Panagiotis (Panos) Petsagkourakis received his chemical engineering degree (silver medal award- summa cum laude) from the National Technical University of Athens (Greece) in 2015. He then joined the University of Manchester and the School of Chemical Engineering and Analytical Science for to pursue his PhD degree in 2015. In February 2019, he joined University College London as a Research fellow for the EPSRC project on cognitive chemical manufacturing. He also joined Imperial College London as visiting researcher. Panos joined the L&SE Young Members Forum in 2019 as university representative.

Ehecatl Antonio del Rio Chanona is head of the Optimisation and Machine Learning for Process Systems Engineering group at the Department of Chemical Engineering, Imperial College London. Antonio received his MEng from UNAM in Mexico, and his PhD from the University of Cambridge where he was awarded the Danckwerts-Pergamon Prize for the best doctoral thesis of his year. He received the EPSRC fellowship to adopt automation and intelligent technologies into bioprocess scaleup and industrialization and has received awards from the International Federation of Automatic Control (IFAC), and the Institution of Chemical Engineers (IChemE) in recognition for research in areas of process systems engineering, industrialisation of bioprocesses, and adoption of intelligent and autonomous learning algorithms to chemical engineering. Antonio’s main research interests include Reinforcement Learning, Data-Driven Optimization, Control and Hybrid Modelling.

Talk: 11:30 - 12:15

RL for autonomous tuning of advanced controllers subject to constraints

Biao Huang (work with Oguzhan Dogru)
biao.huang@ualberta.ca
University of Alberta, Canada

Abstract: Autonomous tuning of advanced process controllers is presented. For safe exploration, constraints on both control parameters and control variables are considered. To reduce agent training time, offline model-based training and online process-based tuning are proposed. Simulations, pilot-scale experiments and implementation through industrial scale Delta V distributed control systems are demonstrated.

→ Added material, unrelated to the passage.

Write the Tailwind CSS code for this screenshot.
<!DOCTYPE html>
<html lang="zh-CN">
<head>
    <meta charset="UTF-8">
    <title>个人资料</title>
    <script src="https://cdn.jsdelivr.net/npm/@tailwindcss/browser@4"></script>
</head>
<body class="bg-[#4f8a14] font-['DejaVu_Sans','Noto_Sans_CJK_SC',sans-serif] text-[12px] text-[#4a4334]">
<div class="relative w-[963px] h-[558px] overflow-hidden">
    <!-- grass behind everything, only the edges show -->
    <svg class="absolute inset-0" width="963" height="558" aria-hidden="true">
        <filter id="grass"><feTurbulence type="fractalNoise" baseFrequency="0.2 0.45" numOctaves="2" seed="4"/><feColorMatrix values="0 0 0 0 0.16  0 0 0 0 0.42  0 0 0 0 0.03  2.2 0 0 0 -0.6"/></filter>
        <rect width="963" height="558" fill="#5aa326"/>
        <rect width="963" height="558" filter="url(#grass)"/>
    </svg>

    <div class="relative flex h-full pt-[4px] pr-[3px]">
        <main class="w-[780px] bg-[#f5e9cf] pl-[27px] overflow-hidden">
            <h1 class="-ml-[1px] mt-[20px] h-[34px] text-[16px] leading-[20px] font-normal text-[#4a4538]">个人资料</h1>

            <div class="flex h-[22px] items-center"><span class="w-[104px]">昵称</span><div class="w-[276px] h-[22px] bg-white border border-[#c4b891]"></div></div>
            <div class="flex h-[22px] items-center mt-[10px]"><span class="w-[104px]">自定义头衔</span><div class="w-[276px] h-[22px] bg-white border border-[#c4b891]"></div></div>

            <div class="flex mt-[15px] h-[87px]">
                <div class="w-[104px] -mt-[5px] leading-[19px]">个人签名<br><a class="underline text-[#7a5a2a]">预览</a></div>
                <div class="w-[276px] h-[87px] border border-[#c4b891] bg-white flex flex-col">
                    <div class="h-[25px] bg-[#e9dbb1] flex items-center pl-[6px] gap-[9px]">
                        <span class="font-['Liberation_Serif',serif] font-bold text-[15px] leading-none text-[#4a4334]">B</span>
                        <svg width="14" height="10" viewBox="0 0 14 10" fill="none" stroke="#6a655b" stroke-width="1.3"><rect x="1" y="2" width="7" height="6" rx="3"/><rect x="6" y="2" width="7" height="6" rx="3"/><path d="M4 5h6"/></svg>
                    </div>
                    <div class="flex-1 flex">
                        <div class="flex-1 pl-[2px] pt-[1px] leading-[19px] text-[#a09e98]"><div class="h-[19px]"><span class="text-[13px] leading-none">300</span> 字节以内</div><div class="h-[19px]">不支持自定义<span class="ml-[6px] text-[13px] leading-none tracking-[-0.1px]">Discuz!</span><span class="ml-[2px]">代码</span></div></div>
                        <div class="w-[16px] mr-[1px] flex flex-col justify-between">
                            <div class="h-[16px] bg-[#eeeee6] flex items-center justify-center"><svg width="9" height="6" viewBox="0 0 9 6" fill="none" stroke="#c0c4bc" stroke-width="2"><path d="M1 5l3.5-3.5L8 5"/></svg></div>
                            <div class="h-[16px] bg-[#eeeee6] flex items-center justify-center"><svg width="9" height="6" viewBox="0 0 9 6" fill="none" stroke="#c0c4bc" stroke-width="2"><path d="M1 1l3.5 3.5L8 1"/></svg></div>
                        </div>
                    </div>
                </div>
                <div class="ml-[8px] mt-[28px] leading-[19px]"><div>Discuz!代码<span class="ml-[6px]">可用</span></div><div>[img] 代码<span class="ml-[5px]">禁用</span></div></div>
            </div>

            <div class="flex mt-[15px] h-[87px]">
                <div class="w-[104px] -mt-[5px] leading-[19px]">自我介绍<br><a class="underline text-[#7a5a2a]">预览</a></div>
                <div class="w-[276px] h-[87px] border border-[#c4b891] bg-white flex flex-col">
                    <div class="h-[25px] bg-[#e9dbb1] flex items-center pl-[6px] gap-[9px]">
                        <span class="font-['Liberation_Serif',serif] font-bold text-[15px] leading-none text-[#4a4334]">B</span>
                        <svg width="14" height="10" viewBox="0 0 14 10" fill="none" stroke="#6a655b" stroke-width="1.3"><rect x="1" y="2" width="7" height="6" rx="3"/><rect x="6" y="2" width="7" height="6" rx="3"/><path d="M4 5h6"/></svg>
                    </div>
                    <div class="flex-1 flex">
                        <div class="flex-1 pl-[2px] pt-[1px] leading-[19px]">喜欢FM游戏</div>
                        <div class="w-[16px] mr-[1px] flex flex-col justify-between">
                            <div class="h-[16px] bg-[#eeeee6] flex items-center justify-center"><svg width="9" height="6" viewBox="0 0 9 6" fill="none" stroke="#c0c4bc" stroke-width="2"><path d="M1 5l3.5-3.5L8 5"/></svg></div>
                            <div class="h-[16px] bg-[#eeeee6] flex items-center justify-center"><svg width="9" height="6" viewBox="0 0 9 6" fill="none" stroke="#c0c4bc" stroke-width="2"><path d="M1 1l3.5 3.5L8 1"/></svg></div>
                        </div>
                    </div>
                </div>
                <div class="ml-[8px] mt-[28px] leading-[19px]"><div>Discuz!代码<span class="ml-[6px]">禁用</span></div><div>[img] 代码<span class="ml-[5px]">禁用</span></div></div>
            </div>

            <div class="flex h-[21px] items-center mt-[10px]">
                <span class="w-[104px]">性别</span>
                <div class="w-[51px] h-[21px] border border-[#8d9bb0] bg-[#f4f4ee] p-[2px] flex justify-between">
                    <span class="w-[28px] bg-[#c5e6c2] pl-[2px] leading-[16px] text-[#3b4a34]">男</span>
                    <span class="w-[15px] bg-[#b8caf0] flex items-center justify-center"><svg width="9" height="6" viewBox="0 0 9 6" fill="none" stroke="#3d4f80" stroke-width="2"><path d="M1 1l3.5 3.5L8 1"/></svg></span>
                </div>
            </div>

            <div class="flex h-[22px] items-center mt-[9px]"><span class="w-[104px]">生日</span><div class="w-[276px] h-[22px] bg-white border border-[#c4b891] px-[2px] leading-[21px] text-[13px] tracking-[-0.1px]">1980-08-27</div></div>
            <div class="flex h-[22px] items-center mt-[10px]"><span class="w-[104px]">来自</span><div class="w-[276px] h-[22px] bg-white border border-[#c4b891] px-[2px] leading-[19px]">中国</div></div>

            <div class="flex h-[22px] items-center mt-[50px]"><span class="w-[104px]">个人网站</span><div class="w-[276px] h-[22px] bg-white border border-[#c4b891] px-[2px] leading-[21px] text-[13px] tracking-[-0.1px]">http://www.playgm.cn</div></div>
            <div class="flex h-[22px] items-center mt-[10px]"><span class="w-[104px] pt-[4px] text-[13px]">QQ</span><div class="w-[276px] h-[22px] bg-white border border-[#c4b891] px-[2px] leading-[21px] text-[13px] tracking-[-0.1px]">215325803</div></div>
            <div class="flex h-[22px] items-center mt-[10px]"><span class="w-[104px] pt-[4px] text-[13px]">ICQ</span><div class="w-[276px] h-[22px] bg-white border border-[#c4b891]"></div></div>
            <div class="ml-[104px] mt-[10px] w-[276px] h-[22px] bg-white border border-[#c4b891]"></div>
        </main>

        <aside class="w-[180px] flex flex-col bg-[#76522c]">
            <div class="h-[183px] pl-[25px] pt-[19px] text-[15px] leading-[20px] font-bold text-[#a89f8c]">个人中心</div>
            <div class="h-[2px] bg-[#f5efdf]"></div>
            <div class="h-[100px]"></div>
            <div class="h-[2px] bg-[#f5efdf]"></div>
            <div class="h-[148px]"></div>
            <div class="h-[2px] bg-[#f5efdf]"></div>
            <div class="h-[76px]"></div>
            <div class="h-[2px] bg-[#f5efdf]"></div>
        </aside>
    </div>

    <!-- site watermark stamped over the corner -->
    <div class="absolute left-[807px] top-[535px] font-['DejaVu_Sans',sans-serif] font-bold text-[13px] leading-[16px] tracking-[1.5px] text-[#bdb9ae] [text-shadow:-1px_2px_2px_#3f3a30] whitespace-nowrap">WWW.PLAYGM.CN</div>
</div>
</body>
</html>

Biao Huang received his Ph.D. degree in Process Control from the University of Alberta, Canada, in 1997. He held MSc degree (1986) and BSc degree (1983) in Automatic Control from the Beijing University of Aeronautics and Astronautics. He is currently a Professor with the University of Alberta, IEEE Fellow, and Fellow of the Canadian Academy of Engineering. His research interest includes Process Control, Process Data Analytics and Machine Learning. He is the Editor-in-Chief for IFAC Journal Control Engineering Practice, Subject Editor for Journal of the Franklin Institute, and Associate Editor for Journal of Process Control.

Talk: 12:15 - 13:00

Learning and Model Predictive Control: Similarities, Differences and Paths Forward

Jay Lee
jayhlee@kaist.ac.kr
Korea Advanced Institute of Science and Technology, Korea

Abstract: Since Alan Turing’s remarkable foresight of creating a machine that simulates the ‘adult brain’ starting from the ‘child mind’ through a computer algorithm that educates through rewards and punishments, reinforcement learning (RL) has been at the forefront of many academic fields including psychology, computer science, and control. With recent advancement of deep learning and GPU-computing as well as well-publicized success stories like the Alpha-Go, it is enjoying a renaissance of popularity and offers opportunities for applications with commercial impacts. RL and control originated from different fields but they both address the same basic problem of making sequential decisions in an uncertain, dynamic environment to maximize/minimize a long-term objective function. In this presentations, similarities and differences between reinforcement learning and optimal control will be brought to attention and some ideas will be shared on how they can be brought to complement and support each other in solving complex industrial decision problems. Some exemplary applications expected to benefit significantly from the use of RL concepts and methods will be presented, including batch process control, energy planning, and materials design.

Jay H. Lee obtained his B.S. degree in Chemical Engineering from the University of Washington, Seattle, in 1986, and his Ph.D. degree in Chemical Engineering from California Institute of Technology, Pasadena, in 1991. From 1991 to 1998, he was with the Department of Chemical Engineering at Auburn University, AL, as an Assistant Professor and an Associate Professor. From 1998-2000, he was with School of Chemical Engineering at Purdue University, West Lafayette, and then with the School of Chemical Engineering at Georgia Institute of Technology, Atlanta from 2000-2010. Since 2010, he is with the Chemical and Biomolecular Engineering Department at Korea Advanced Institute of Science and Technology (KAIST), where he was the department head from 2010-2015. He is currently a Professor, Associate Vice President of International Office, and Director of Saudi Aramco-KAIST CO2 Management Center at KAIST. He published over 180 manuscripts in SCI journals with more than 13000 Google Scholar citations. His research interests are in the areas of system identification, state estimation, robust control, model predictive control, and reinforcement learning with applications to energy systems, biorefinery, and CO2 capture/conversion systems.